■ Set exercise:
Begin at the first line of the data and copy each line through the one containing "const cols = 'grid", that line included, with no pictures.

■ Data entries:
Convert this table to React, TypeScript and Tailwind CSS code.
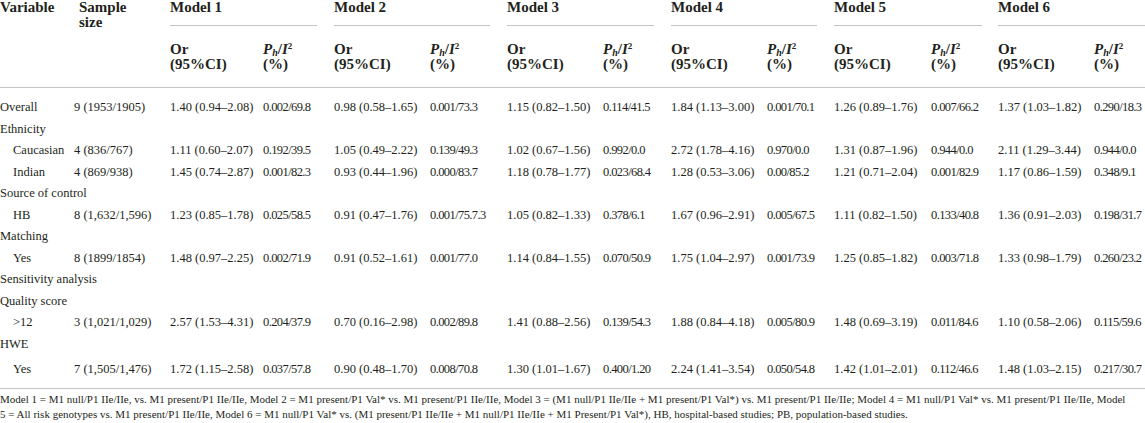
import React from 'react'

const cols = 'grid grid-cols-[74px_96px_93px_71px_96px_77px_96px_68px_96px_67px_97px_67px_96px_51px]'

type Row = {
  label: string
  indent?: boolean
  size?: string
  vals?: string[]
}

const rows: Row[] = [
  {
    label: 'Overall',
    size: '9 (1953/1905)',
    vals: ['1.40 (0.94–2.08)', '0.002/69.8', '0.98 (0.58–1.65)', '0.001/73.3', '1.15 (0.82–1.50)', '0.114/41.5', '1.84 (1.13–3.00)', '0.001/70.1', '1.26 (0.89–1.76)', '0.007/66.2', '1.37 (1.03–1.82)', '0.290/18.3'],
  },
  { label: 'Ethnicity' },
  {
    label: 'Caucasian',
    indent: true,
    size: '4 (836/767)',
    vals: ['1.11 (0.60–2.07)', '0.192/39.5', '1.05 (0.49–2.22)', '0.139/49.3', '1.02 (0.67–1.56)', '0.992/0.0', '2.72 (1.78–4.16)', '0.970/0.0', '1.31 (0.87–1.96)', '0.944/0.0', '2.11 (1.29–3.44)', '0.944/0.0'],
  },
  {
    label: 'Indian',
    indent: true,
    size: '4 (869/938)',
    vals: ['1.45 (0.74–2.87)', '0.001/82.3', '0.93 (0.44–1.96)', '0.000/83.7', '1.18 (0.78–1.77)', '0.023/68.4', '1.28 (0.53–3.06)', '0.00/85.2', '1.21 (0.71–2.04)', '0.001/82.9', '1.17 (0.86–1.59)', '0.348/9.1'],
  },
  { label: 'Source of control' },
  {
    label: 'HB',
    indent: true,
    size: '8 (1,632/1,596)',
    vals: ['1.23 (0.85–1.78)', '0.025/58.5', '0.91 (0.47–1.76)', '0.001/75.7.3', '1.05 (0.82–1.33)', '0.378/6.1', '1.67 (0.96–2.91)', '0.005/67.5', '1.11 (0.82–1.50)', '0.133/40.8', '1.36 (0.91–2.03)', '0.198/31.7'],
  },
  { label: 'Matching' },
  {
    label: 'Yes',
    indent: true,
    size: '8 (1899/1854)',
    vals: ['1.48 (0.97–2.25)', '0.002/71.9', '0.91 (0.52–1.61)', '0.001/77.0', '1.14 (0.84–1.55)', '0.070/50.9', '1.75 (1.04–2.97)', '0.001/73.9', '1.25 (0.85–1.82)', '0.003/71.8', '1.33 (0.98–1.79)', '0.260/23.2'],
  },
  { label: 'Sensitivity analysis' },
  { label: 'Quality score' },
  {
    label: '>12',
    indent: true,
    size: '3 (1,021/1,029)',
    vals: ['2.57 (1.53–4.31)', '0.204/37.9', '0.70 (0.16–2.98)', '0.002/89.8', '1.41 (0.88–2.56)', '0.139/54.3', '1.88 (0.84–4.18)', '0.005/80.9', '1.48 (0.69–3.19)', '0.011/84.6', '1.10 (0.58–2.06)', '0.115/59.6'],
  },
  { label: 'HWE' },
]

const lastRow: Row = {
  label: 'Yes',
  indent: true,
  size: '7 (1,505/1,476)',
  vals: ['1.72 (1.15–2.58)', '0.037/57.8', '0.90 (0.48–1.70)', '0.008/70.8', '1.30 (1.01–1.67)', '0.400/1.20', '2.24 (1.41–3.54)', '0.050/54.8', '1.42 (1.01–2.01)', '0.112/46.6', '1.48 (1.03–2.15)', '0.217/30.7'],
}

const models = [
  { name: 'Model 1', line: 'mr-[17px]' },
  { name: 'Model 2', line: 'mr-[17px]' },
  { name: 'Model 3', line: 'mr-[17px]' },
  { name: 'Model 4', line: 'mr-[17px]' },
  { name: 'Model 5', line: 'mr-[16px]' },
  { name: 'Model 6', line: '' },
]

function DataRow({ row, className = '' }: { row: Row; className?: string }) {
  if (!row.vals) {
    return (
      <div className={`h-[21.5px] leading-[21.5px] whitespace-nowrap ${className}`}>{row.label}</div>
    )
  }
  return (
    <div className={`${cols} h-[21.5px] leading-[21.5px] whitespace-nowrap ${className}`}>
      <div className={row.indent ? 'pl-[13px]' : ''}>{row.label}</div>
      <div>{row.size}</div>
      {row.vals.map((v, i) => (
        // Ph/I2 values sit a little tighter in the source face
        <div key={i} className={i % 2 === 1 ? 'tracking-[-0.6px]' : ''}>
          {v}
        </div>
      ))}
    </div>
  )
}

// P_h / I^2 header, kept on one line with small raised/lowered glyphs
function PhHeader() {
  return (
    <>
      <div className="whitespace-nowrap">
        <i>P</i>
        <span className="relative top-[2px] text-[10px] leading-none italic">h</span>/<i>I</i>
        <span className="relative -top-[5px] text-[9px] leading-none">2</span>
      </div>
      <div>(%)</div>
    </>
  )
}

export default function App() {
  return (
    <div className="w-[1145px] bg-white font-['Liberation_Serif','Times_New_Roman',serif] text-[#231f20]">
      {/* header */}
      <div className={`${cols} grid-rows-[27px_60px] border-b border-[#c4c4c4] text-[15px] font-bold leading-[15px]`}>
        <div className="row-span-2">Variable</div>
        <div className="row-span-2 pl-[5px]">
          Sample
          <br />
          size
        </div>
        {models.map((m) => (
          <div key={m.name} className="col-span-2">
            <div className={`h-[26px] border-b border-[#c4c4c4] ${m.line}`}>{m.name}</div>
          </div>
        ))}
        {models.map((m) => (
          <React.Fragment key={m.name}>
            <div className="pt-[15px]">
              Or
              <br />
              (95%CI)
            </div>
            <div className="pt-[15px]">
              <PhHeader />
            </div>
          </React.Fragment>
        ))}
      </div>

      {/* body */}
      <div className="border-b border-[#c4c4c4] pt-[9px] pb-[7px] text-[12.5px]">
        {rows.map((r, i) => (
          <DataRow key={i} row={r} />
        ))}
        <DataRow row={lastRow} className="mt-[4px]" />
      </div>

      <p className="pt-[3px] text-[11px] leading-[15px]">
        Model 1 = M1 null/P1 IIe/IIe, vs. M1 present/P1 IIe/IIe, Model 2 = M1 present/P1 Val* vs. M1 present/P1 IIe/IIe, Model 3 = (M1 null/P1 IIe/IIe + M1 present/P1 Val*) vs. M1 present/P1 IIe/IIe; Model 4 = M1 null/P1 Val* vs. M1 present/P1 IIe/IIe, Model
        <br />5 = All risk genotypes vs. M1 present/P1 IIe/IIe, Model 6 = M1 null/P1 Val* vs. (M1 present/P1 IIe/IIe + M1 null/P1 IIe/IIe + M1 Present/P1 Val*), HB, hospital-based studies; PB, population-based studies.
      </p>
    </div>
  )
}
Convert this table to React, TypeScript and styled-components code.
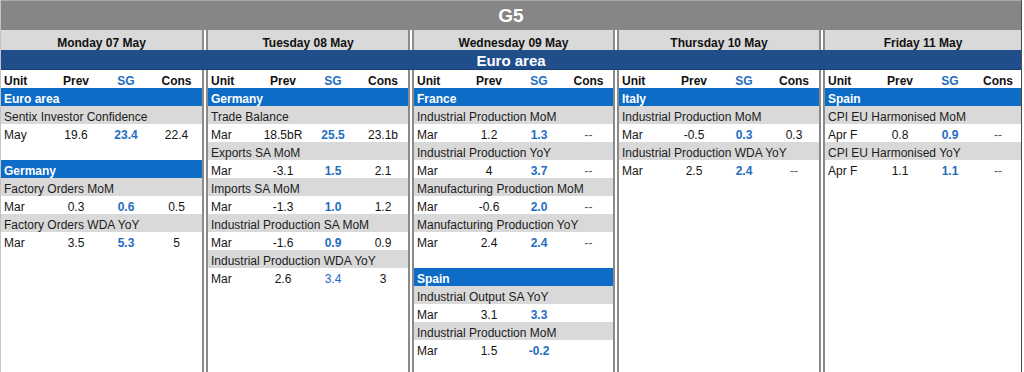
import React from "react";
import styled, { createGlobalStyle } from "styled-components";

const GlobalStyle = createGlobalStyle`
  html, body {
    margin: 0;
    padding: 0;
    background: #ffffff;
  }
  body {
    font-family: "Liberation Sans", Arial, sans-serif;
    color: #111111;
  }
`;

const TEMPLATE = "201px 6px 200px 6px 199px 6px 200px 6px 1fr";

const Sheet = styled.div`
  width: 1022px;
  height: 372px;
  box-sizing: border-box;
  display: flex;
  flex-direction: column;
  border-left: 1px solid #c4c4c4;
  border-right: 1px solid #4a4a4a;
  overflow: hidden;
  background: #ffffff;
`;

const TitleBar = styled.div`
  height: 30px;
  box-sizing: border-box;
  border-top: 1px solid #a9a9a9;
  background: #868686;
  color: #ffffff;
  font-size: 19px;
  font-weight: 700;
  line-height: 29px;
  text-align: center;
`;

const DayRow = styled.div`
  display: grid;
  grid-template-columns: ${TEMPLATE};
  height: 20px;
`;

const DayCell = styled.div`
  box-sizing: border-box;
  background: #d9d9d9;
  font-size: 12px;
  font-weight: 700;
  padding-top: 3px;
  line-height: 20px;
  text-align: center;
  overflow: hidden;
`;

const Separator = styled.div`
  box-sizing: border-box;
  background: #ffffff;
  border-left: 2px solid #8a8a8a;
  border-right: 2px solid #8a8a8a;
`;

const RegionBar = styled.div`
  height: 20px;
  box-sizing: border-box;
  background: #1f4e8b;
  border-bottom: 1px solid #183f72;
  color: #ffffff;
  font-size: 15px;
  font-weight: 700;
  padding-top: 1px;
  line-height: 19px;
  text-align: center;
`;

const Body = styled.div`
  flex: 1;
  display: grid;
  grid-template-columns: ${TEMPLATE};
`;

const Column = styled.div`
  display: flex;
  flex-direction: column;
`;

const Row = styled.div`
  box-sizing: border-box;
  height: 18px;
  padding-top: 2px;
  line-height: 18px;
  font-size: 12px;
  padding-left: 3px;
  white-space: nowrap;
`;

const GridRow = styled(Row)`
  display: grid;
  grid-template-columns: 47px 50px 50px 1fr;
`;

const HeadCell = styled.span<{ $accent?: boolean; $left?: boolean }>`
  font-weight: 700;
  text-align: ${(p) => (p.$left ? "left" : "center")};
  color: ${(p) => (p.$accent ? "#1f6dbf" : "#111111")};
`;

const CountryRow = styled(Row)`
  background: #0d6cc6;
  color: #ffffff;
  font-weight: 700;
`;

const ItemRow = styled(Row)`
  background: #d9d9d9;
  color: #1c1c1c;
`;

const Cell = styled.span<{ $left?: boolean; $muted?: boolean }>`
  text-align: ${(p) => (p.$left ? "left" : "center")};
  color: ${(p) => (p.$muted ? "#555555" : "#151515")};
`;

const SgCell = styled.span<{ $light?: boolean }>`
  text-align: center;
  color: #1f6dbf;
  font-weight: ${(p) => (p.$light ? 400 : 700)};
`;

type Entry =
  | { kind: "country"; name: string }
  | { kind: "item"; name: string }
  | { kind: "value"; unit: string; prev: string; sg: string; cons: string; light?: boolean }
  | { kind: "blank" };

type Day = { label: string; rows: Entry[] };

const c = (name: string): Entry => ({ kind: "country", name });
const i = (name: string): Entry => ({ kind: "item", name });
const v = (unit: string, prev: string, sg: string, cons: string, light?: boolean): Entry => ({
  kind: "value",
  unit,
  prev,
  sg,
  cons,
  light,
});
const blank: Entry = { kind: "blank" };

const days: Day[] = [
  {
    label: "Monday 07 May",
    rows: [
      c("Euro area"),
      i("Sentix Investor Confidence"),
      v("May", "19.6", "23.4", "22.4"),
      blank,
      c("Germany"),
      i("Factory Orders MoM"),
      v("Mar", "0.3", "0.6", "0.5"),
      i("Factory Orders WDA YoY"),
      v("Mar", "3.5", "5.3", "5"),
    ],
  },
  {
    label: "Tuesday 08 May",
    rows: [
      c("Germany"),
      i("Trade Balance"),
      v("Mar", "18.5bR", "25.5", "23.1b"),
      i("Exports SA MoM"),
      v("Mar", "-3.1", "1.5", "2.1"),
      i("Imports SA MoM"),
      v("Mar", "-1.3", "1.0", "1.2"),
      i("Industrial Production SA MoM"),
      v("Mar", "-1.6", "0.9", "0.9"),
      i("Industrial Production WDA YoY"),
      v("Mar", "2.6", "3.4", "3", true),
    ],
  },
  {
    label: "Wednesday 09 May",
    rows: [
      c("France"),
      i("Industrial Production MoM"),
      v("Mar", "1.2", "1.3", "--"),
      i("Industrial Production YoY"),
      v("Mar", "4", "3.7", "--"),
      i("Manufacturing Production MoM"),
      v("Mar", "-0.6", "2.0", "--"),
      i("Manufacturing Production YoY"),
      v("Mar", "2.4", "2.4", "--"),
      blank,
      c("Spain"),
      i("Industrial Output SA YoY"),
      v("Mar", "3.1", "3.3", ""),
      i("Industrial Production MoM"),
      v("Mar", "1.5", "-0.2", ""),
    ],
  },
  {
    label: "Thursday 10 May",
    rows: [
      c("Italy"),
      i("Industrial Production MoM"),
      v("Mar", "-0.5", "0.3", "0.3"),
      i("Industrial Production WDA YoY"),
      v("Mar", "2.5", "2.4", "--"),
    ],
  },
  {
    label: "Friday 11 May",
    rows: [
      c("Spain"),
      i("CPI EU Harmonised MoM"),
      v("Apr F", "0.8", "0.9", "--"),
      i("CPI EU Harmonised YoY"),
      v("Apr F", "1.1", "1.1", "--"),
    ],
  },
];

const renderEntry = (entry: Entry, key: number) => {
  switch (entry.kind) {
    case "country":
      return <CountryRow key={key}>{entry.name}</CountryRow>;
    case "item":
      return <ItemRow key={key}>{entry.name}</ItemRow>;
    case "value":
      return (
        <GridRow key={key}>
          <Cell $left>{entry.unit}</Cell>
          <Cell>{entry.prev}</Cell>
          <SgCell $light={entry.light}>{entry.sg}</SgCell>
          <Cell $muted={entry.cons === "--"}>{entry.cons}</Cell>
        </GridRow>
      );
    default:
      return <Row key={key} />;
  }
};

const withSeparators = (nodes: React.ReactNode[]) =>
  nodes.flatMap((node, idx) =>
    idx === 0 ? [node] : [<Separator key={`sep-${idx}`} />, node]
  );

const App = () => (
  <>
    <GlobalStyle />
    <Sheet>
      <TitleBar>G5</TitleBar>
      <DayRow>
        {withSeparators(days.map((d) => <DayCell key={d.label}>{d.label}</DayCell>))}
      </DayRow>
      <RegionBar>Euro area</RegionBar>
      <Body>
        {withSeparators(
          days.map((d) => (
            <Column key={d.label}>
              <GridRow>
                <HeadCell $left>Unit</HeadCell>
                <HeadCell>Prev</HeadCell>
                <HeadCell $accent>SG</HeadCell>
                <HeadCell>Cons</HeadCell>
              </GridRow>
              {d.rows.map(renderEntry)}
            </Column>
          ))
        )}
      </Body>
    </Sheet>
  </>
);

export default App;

■ Finished answer:
Convert this table to React, TypeScript and Tailwind CSS code.
import React from 'react'

const cols = 'grid grid-cols-[74px_96px_93px_71px_96px_77px_96px_68px_96px_67px_97px_67px_96px_51px]'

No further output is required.